Les méthodes et techniques ont progressé sans doute mais c’est bien toujours d’analyse des données qu’il s’agit.

Bis repetita avec les gros volumes de données, que la journaliste appelle le big data, comme elle parlerait d’un big Mac

Nouveaux métiers ? Bof… On ne s’étonne pas que la plomberie et la boucherie n’aient plus la cote chez les parents.

Vu comme cela, le langage procèderait donc comme une remise à zéro régulière des « connaissances », oubliant ce qui a été, ce qui a fait, le quotidien et la performance de milliers de gens dans le passé, de façon à « vendre » comme du neuf ce qui n’est souvent qu’un prolongement, un développement de l’ancien.

En science, il y a bien sûr des ruptures, des découvertes qui tranchent par rapport à ce qui existait ; mais elles sont rares. La recherche se fait après avoir absorbé les apports des précurseurs.

Dans l’art, on sait bien que tous les novateurs ont fait leurs classes en « bûchant » sur leurs prédécesseurs.

Avant la Recherche, Marcel Proust a écrit plusieurs pastiches, dans lesquels il s’exerce, avec brio, à écrire à la manière de ses aînés. Il pensait qu’on ne peut se former qu’en imitant d’abord des maîtres. Pas de tabula rasa donc. Et cela m’étonnerait que Picasso ou Monet aient prétendu faire autre chose que Ingrès ou Le Brun… Autrement oui mais non pas autre chose.

 

Eh bien, dans la langue courante, il semble que cela soit différent ; on éprouve le besoin de nommer sans cesse de façon différente des choses déjà connues.

C’est bien ce constat qui a présidé à l’écriture du Petit Dico franglais-français d’Alfred Gilder : redire comment on appelait et comment on peut toujours appeler des choses ou des concepts que l’on veut nous faire croire neufs.

 

À la place de teen-ager, A. Gilder suggère jeunette, midinette, choupinette, nymphette, cadette ou benjamine, poulette, pucelle, jouvencelle, adolescente ou ado, tendron, , décagénaire ou quinzagénaire selon les cas, et réciproquement, jeunot, damoiseau, puceau, jouvenceau, éphèbe, cadet ou benjamin, novice, blanc-bec, béjaune.

Pour éviter l’horrible weight watchers, il propose au choix : scrute-balance, garde-la-ligne, affineur de silhouette, coupe-faim, maigromanie, etc.
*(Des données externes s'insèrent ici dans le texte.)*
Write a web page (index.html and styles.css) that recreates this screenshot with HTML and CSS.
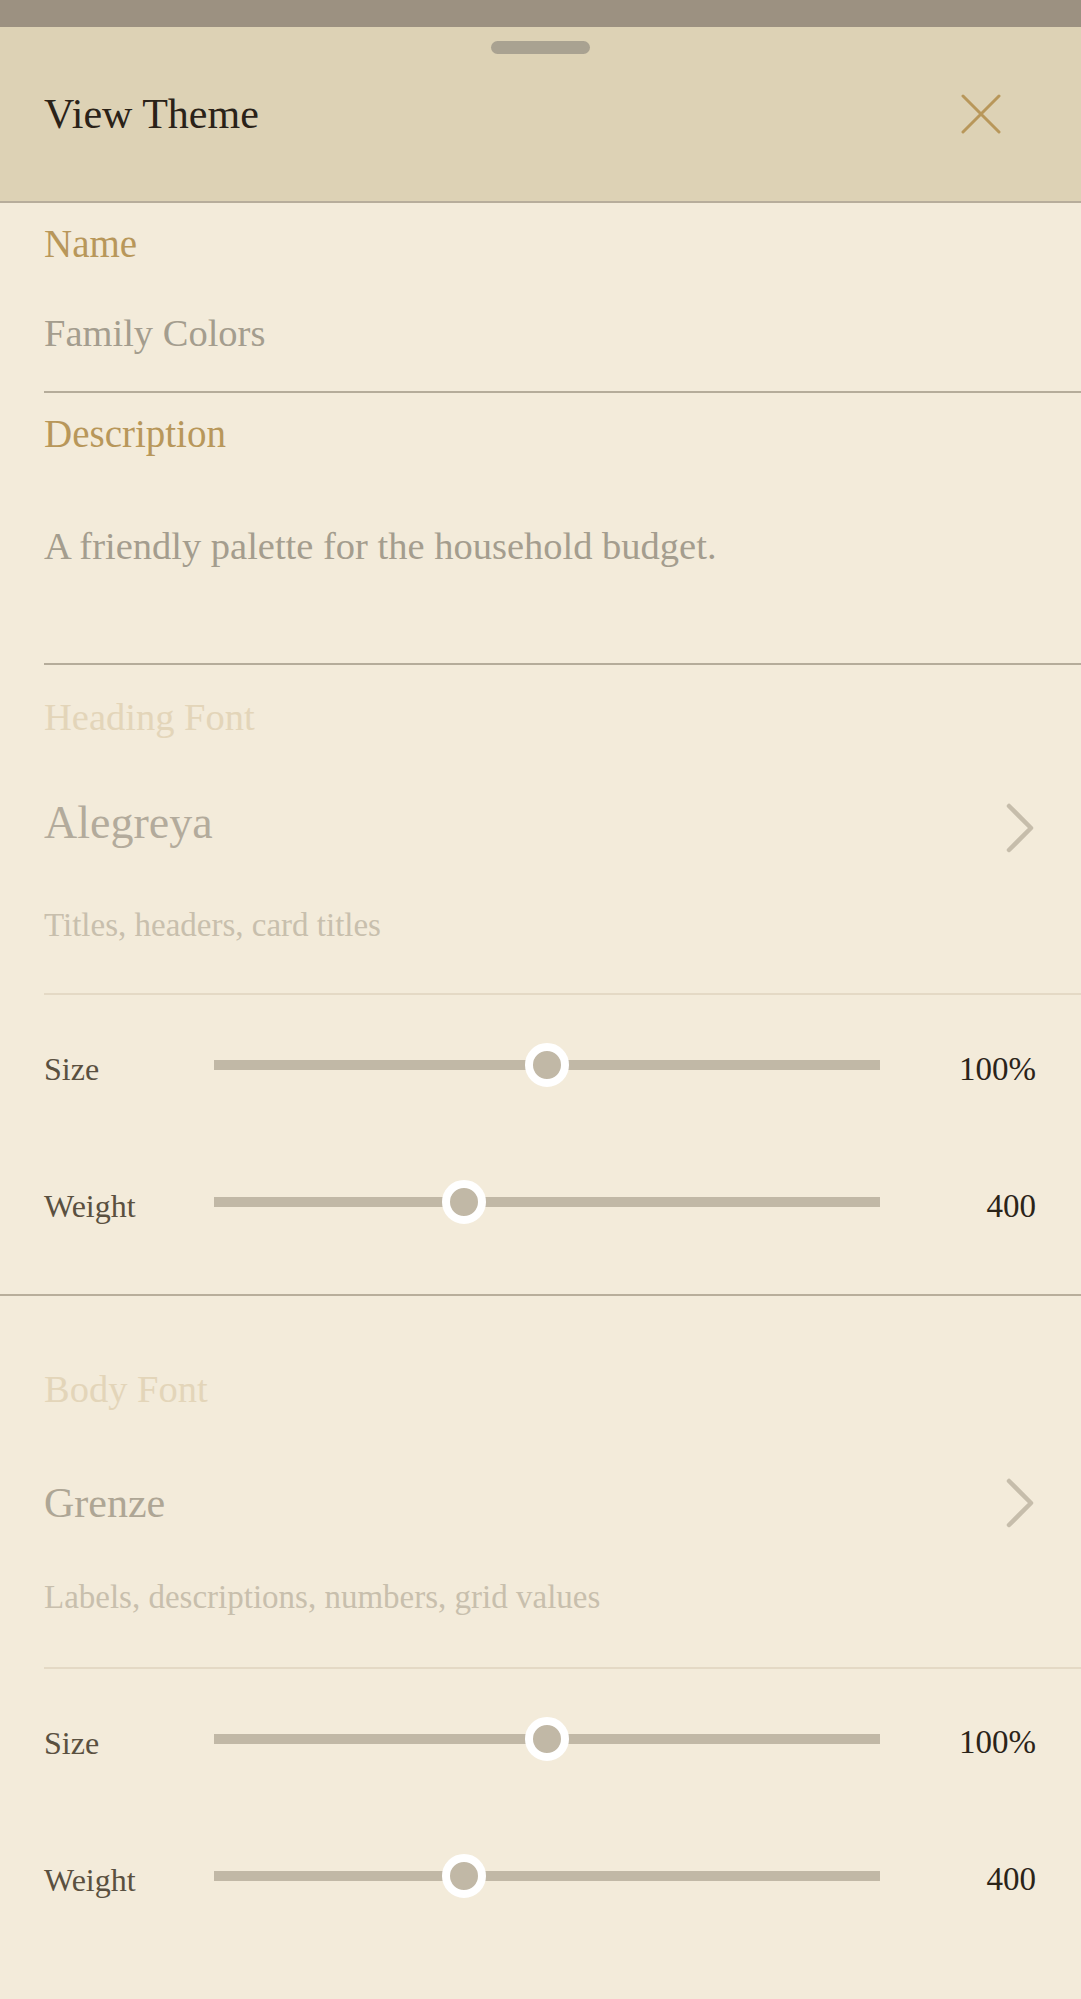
FILE: index.html
```html
<!DOCTYPE html>
<html lang="en">
<head>
<meta charset="utf-8">
<title>View Theme</title>
<link rel="stylesheet" href="styles.css">
</head>
<body>
<div class="statusbar"></div>
<div class="sheet">
  <header class="sheet-header">
    <div class="handle"></div>
    <div class="title-row">
      <h1 class="title">View Theme</h1>
      <button class="close" aria-label="Close">
        <svg width="40" height="40" viewBox="0 0 40 40"><path d="M2 2 L38 38 M38 2 L2 38" fill="none" stroke="#b8975a" stroke-width="3" stroke-linecap="round"/></svg>
      </button>
    </div>
  </header>

  <section class="fields">
    <div class="field field-name">
      <div class="field-label">Name</div>
      <div class="field-value">Family Colors</div>
    </div>
    <div class="field field-desc">
      <div class="field-label">Description</div>
      <div class="field-value">A friendly palette for the household budget.</div>
    </div>
  </section>

  <section class="font-section heading-section">
    <div class="font-picker">
      <div class="section-label">Heading Font</div>
      <div class="font-row">
        <span class="font-name alegreya">Alegreya</span>
        <svg class="chevron chevron-low" width="32" height="52" viewBox="0 0 32 52"><path d="M5 4 L27 26 L5 48" fill="none" stroke="#c6bdab" stroke-width="4.5" stroke-linecap="round" stroke-linejoin="round"/></svg>
      </div>
      <div class="font-hint">Titles, headers, card titles</div>
    </div>
    <div class="sliders">
      <div class="slider-row">
        <span class="slider-label">Size</span>
        <div class="slider"><div class="track"></div><div class="thumb" style="left:50%"></div></div>
        <span class="slider-value">100%</span>
      </div>
      <div class="slider-row">
        <span class="slider-label">Weight</span>
        <div class="slider"><div class="track"></div><div class="thumb" style="left:37.5%"></div></div>
        <span class="slider-value">400</span>
      </div>
    </div>
  </section>

  <section class="font-section body-section">
    <div class="font-picker">
      <div class="section-label">Body Font</div>
      <div class="font-row">
        <span class="font-name grenze">Grenze</span>
        <svg class="chevron" width="32" height="52" viewBox="0 0 32 52"><path d="M5 4 L27 26 L5 48" fill="none" stroke="#c6bdab" stroke-width="4.5" stroke-linecap="round" stroke-linejoin="round"/></svg>
      </div>
      <div class="font-hint">Labels, descriptions, numbers, grid values</div>
    </div>
    <div class="sliders">
      <div class="slider-row">
        <span class="slider-label">Size</span>
        <div class="slider"><div class="track"></div><div class="thumb" style="left:50%"></div></div>
        <span class="slider-value">100%</span>
      </div>
      <div class="slider-row">
        <span class="slider-label">Weight</span>
        <div class="slider"><div class="track"></div><div class="thumb" style="left:37.5%"></div></div>
        <span class="slider-value">400</span>
      </div>
    </div>
  </section>
</div>
</body>
</html>
```

FILE: styles.css
```css
html, body {
  margin: 0;
  padding: 0;
  background: #f3ebda;
}

body {
  font-family: "Liberation Serif", "Times New Roman", serif;
  color: #2a2218;
}

.statusbar {
  height: 27px;
  background: #9c9181;
}

.sheet {
  background: #f3ebda;
}

.sheet-header {
  background: #ddd2b5;
  padding: 14px 0 27px;
  border-bottom: 2px solid #b7ad9b;
}

.handle {
  width: 99px;
  height: 13px;
  border-radius: 7px;
  background: #a9a291;
  margin: 0 auto;
}

.title-row {
  height: 120px;
  display: flex;
  align-items: center;
  justify-content: space-between;
  padding-left: 44px;
  padding-right: 80px;
}

.title {
  margin: 0;
  font-size: 42px;
  font-weight: 400;
  line-height: 48px;
  color: #2a2218;
}

.close {
  border: 0;
  background: none;
  padding: 0;
  width: 40px;
  height: 40px;
  display: block;
}

.close svg {
  display: block;
}

/* text fields */
.fields {
  margin-left: 44px;
}

.field {
  padding-top: 18px;
  border-bottom: 2px solid #b5ac9a;
}

.field-label {
  font-size: 39px;
  line-height: 46px;
  color: #b8975a;
}

.field-value {
  font-size: 38.5px;
  line-height: 46px;
  color: #a49d8e;
}

.field-name .field-value {
  margin-top: 43px;
}

.field-name {
  padding-bottom: 35px;
}

.field-desc .field-value {
  margin-top: 66px;
}

.field-desc {
  padding-bottom: 94px;
}

/* font sections */
.font-section {
  border-bottom: 2px solid #b8ae9b;
}

.heading-section {
  padding-top: 29px;
  padding-bottom: 67px;
}

.body-section {
  padding-top: 70px;
  border-bottom: 0;
}

.font-picker {
  margin-left: 44px;
  border-bottom: 2px solid #e4d9c5;
}

.heading-section .font-picker {
  padding-bottom: 48px;
}

.body-section .font-picker {
  padding-bottom: 50px;
}

.section-label {
  font-size: 38.5px;
  line-height: 46px;
  color: #e3d5b9;
}

.font-row {
  height: 54px;
  display: flex;
  align-items: center;
  justify-content: space-between;
  padding-right: 45px;
}

.heading-section .font-row {
  margin-top: 56px;
}

.body-section .font-row {
  margin-top: 64px;
}

.font-name {
  line-height: 54px;
}

.font-name.alegreya {
  font-size: 46px;
  color: #b3ab9c;
}

.font-name.grenze {
  font-size: 42px;
  color: #aea695;
}

.chevron {
  display: block;
}

.chevron-low {
  margin-top: 10px;
}

.font-hint {
  font-size: 33px;
  line-height: 40px;
  color: #c8bfad;
}

.heading-section .font-hint {
  margin-top: 55px;
}

.body-section .font-hint {
  margin-top: 47px;
}

/* sliders */
.sliders {
  display: flex;
  flex-direction: column;
  gap: 87px;
}

.heading-section .sliders {
  margin-top: 45px;
}

.body-section .sliders {
  margin-top: 44.5px;
}

.slider-row {
  height: 50px;
  display: flex;
  align-items: center;
  padding-left: 44px;
  padding-right: 45px;
}

.slider-label {
  width: 170px;
  flex: none;
  font-size: 32px;
  line-height: 40px;
  margin-top: 8px;
  color: #5a5040;
}

.slider {
  position: relative;
  width: 666px;
  flex: none;
  height: 44px;
  display: flex;
  align-items: center;
}

.track {
  width: 100%;
  height: 10px;
  background: #c1b8a6;
}

.thumb {
  position: absolute;
  top: 50%;
  width: 28px;
  height: 28px;
  border: 8px solid #ffffff;
  border-radius: 50%;
  background: #c1b8a6;
  transform: translate(-50%, -50%);
}

.slider-value {
  flex: 1;
  text-align: right;
  font-size: 33px;
  line-height: 40px;
  margin-top: 7px;
  color: #2b2419;
}
```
Sa créativité semble infinie ; ainsi, pour off the record, trouve-t-il : hors micro, hors antenne, en aparté, officieusement, en privé, hors compte rendu, huis clos, de vous à moi, et j’en passe.

Il est pas riche le français ?

Il n’y a qu’à se baisser pour ramasser des mots à la pelle.

Et le problème, c’est qu’à force de ne plus se pencher, l’amnésie nous guette.